И все-таки, и все-таки, и все-таки. Иногда он сам кажется мне безумным, особенно когда говорит о безумстве других. Как сегодня, например, о Л.Д., которая сейчас в депрессии, и не знаю, чем закончится ее «закидон». Чужую беду — рукой разведу. Совсем не хочется так думать, но иногда кажется, что можно было бы ему прислушаться к чужому совету. Он никогда не слышит или не слушает, а чаще только отталкивается, чтобы решить наоборот. Ладно.

Сейчас 9-43, вернее 21-43. Скоро конец репетиции, [за­шел] большой долгий спор с И. [Лыс.]. Скучный и бесцель­ный. Гордыня, кроме греха, еще и скучна ужасно. Очеред­ная «история» с Л. Д., глупая и, ну, идиотская. Самое главное в ней (в истории), что она не решаемая, да и вообще, [вата], болото без начала и конца, единственно, что бы мне хотелось, — никак в этом не участвовать и просто не знать ничего.

23 февраля 1993 г.

Однако выходной отменили. Работаем с шефом с 11.30. Только что начали репетицию, то есть разговор, как всегда. Последние два дня были большие показы, много новых работ... Мне лично уже осточертела студенческая милота. Редко, редко серьезные результаты. Правда, трудно назвать репетициями в общепринятом смысле то, что шеф прово­дит. В основном 90 % разговоры, разговоры, разговоры.

Опять его слова: «Я боюсь, что я сам становлюсь при­чиной фальши, прием, под который все сходит». Странно, когда такой мэтр говорит такие глупости. Объясняет все ленью и нежеланием трудиться. В конце концов его рас­суждения сейчас сводятся к этому. Говорит учительским рассерженным тоном, я бы сказал нудным или обиженно-нудным... претензии, претензии. Но по делу пока ничего. Поразительно. Почти полгода занимаемся «Иосифом», полгода! Не можем договориться об элементарных вещах, говоря все время о невероятно якобы сложных.

Природа всегда развивается эволюционно (постепенно), а потом скачком! (Вот скачка он и ждет.) Это — рассуждения неудовлетворенного человека.

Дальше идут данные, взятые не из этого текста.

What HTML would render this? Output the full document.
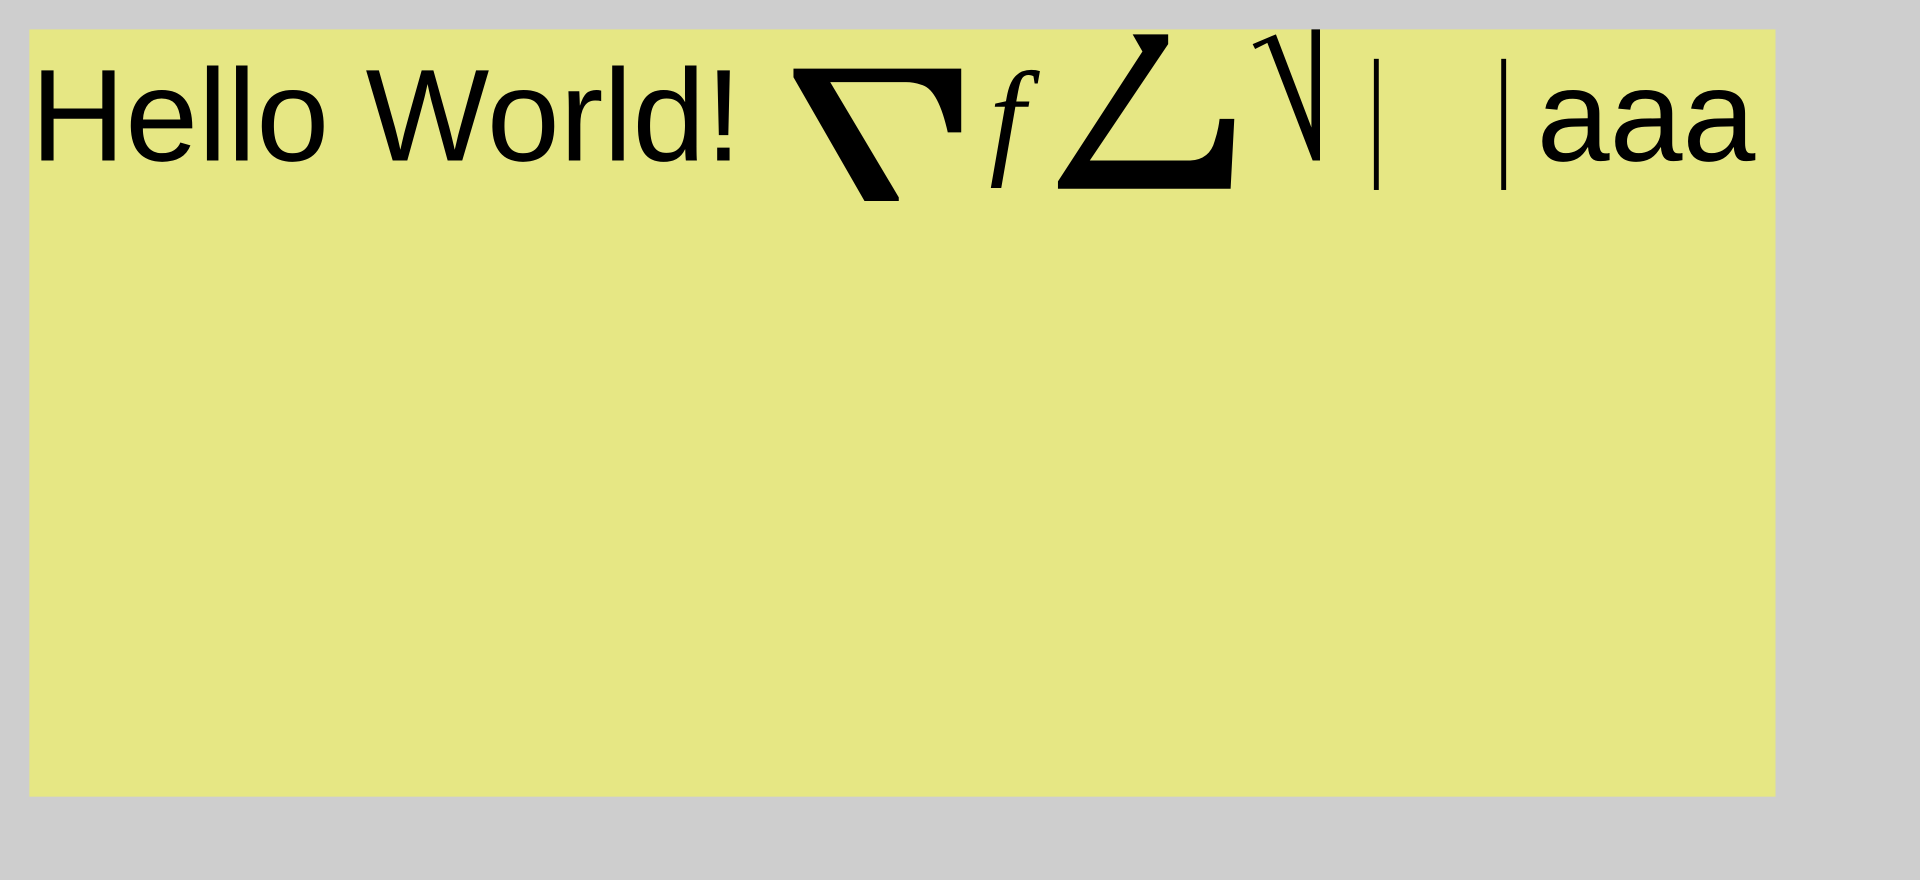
<!DOCTYPE html>
<html><head><style>html,body{margin:0;padding:0;background:#cecece;width:1920px;height:880px;overflow:hidden}</style></head>
<body>
<svg width="1920" height="880" viewBox="0 0 1568 718" preserveAspectRatio="none" xmlns="http://www.w3.org/2000/svg">
<rect x="0" y="0" width="1568" height="718" fill="#cecece"/>
<rect x="24" y="24" width="1426" height="626" fill="#e6e784"/>
<text x="25" y="131" font-family="Liberation Sans, Arial, sans-serif" font-size="107" fill="#000">Hello World!</text>
<path d="M648,56 L785,56 L785,108 L774,108 Q766,72 752,69 Q746,67 740,67 L678,67 L734,161 L734,164 L706,164 L648,63 Z" fill="#000"/>
<text x="808" y="131" font-family="Liberation Serif, serif" font-style="italic" font-size="105" fill="#000">f</text>
<path d="M925,28 L954,28 L954,36 L890,131 L972,131 Q988,130 992,115 Q995,106 996,97 L1008,97 L1005,154 L864,154 L864,148 L933,42 Z" fill="#000"/>
<path d="M1023,36 L1042,28 L1071,104 L1071,24 L1078,24 L1078,131 L1072,131 L1035,35 L1025,40 Z" fill="#000"/>
<rect x="1122" y="48" width="4" height="107" fill="#000"/>
<rect x="1226" y="48" width="4" height="107" fill="#000"/>
<text x="1255" y="131" font-family="Liberation Sans, Arial, sans-serif" font-size="107" fill="#000">aaa</text>
</svg>
</body></html>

Режиссеру нельзя быть таким неопрятным: в некото­рых работах то-то, а в других то-то. Почему он так боится сказать прямо, конкретно назвать меру неудачи? Хотя нет, иногда очень даже может и делает это, но в основном об­щие разговоры. Всякое начало в театре все-таки связано с реализмом.

27 февраля 1993 г.

24-го, 25-го, 26-го февраля были открытые репетиции «Иосифа».

Все значительно выросло... изменилось. Медленнее всего меняются люди, но и они меняются.

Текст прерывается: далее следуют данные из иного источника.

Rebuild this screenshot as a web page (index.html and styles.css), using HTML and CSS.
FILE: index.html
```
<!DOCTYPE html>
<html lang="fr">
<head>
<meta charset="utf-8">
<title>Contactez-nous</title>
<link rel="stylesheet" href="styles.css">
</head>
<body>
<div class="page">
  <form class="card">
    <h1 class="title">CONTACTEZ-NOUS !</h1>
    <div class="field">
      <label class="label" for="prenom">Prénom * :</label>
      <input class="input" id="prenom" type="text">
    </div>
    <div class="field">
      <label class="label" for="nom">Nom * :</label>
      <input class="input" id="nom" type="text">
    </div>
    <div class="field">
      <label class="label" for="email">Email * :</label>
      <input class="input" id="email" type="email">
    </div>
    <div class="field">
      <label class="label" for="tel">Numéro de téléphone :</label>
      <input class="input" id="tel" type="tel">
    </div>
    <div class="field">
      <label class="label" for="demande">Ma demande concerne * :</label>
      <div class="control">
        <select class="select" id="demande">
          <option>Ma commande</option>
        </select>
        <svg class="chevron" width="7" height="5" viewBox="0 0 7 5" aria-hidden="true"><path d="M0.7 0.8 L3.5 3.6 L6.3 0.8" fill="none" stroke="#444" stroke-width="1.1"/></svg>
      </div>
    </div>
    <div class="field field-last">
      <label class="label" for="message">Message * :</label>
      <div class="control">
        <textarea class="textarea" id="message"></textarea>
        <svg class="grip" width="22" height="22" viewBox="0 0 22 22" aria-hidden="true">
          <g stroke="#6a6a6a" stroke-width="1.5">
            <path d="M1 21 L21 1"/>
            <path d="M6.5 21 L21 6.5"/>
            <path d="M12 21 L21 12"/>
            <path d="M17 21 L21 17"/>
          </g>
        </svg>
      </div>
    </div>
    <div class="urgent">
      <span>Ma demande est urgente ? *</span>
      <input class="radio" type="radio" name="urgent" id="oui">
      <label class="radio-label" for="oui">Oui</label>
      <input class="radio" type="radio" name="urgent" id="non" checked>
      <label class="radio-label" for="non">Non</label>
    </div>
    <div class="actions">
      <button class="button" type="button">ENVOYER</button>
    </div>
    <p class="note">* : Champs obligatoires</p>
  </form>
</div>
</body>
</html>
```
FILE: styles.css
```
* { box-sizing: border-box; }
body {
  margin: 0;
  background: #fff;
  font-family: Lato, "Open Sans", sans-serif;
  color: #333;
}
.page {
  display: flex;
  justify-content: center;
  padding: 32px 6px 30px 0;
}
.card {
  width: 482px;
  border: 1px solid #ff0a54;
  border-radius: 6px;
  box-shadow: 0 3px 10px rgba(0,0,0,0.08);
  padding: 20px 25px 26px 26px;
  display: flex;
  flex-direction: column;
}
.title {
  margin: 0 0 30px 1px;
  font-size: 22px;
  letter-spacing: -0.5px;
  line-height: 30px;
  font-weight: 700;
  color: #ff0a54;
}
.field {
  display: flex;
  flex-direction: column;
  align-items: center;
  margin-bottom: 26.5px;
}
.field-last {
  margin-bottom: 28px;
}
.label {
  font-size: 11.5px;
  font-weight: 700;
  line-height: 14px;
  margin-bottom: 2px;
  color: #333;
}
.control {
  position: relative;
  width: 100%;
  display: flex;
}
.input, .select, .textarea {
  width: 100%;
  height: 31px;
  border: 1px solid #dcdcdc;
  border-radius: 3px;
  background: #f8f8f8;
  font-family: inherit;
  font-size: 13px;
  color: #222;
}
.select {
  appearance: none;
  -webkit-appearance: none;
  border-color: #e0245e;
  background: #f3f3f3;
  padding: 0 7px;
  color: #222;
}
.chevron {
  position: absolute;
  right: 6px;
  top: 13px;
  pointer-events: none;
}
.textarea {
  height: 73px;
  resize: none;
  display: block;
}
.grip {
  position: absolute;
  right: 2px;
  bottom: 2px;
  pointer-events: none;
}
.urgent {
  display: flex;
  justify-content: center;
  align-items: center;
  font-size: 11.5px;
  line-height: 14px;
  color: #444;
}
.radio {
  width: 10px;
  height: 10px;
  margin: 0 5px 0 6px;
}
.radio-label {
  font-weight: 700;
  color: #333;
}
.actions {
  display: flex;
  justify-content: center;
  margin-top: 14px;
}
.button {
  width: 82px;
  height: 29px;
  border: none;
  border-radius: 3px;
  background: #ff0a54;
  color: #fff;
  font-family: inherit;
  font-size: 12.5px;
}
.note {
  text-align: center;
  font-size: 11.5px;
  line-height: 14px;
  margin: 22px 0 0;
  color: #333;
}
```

Много всего происходит. Жизнь наша непроста. Были кризисные моменты (кажется, писал об этом в другой тетради).

Кажется, 25-го, ночью, после репетиции сидели в ка­бинете, шеф, Любимов Никита и я. Анатолий нервничал... много говорил. Накануне, 24-го, юбилейный вечер, театру исполнилось 6 лет, пришли гости, среди них те, кто ушел из театра. Пили шампанское и т. д. Чем-то обидели его, я при этом не присутствовал, но понимаю, как это могло быть, сама ситуация, люди, его покинувшие, на юбилее, у всех хорошее настроение, уже это наверняка взвинчивало его. И он тоже, думаю, не желая того, обидел Игоря По­пова, пьющего шампанское в теплой компании ушедших из театра... В этот вечер 25-го он позвонил Попову в мастерскую, желая объясниться, но разговор не получился, вернее, получился тяжелый и нервный с обеих сторон. Он бросил трубку в отчаянии... Потом долго что-то говорил нам с Никитой, оправдывался... Несколько раз назвал Игоря «святым человеком», и что «те просто хотят поссорить его с единственным другом», и что он хочет быть художником, и только художником, а вместо того жизнь уходит на «организацию», «сутолоку» и проч.

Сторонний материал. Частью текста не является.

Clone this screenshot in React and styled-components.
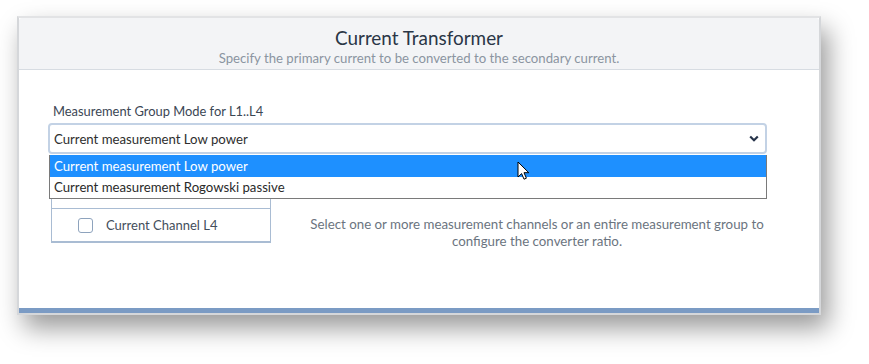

Все это было очень тяжело. Потом была пауза большая. Он был подавлен.

Мы с Никитой молча поглядывали друг на друга и на него... Потом Никита тихо сказал: «О чем ты думаешь, Толя?» А он сказал: о смерти... о смерти! а еще точнее — о самоубийстве. Никита уставился на меня безумными глазами. Пауза. Я что-то пролепетал о том, что мысль эта глубоко нехристианская... и что не надо бы так говорить. А он сказал: «Я часто об этом думаю и обдумываю, как это сделать». Он произнес это так просто. Бесстрастно. Ров­ным голосом (после такого крика и неврастении — очень пугающе звучит спокойный, ровный тон).